Constituição e Direito Comunitário
Independentemente de haver, ou não, motivos para um novo processo de revisão constitucional, há uma questão de fundo que permanecerá e que também divide a opinião dos especialistas. O papel da Constituição Portuguesa face a decisões de instâncias judiciais comunitárias, nomeadamente, do Tribunal de Justiça da União Europeia e do Tribunal Europeu dos Direitos do Homem. Jónatas Machado considera que "muitas das matérias relevantes já não passam pelo Direito Constitucional, mas pelo Direito Comunitário". Este professor de Direito Constitucional sublinha que a Lei Fundamental "é hoje parcial e muito condicionada" pelas decisões daqueles dois tribunais.
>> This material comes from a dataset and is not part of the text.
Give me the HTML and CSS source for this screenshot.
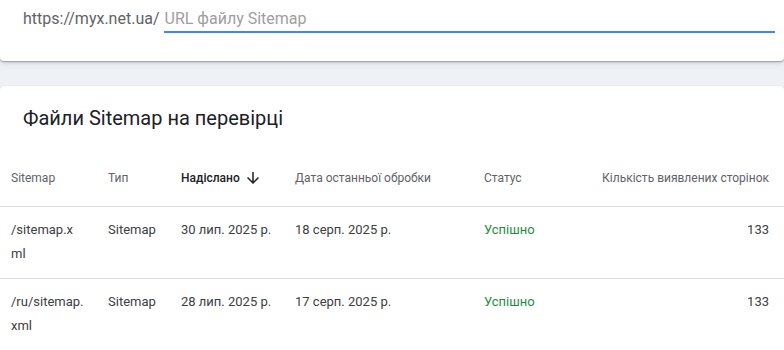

Lamenta que "alguns dos nossos políticos" não se tenham "apercebido desta alteração de paradigma" e continuem "na velha escola". "Como cada vez mais matérias tocam questões de Direitos Humanos e da União Europeia, cada vez menos matérias ficam para as nossas autoridades", diz Jónatas Machado.
Jorge Bacelar Gouveia concorda. "Eis um problema insolúvel, porque tem havido um diálogo de surdos entre as instituições nacionais e as europeias neste ponto", advoga, explicando que "a solução tem sido preventiva", ou seja, "a de evitar que os conflitos apareçam e, assim, não pôr à prova quem prevalece sobre quem". Este catedrático refere, ainda, que "a Constituição contempla uma norma salomónica no artigo 8.º, n.º 4, segundo a qual o primado do Direito da União Europeia não é absoluto". O mesmo é dizer que "este Direito não pode prevalecer sobre os princípios fundamentais do Estado de Direito Democrático protegidos pela própria Constituição".
Filipe Carreira da Silva não vê conflito entre o Direito Constitucional português e o Direito Comunitário. "A Constituição é essencial à protecção das liberdades e direitos fundamentais dos portugueses. Os tribunais nacionais são o garante deles", sustenta. Este investigador do ICS/UL defende que "apenas quando estes actuam deficientemente, ou quando aqueles que a eles recorrem não concordam com as suas decisões" é que os "tribunais internacionais servem de nível acrescido de garantia".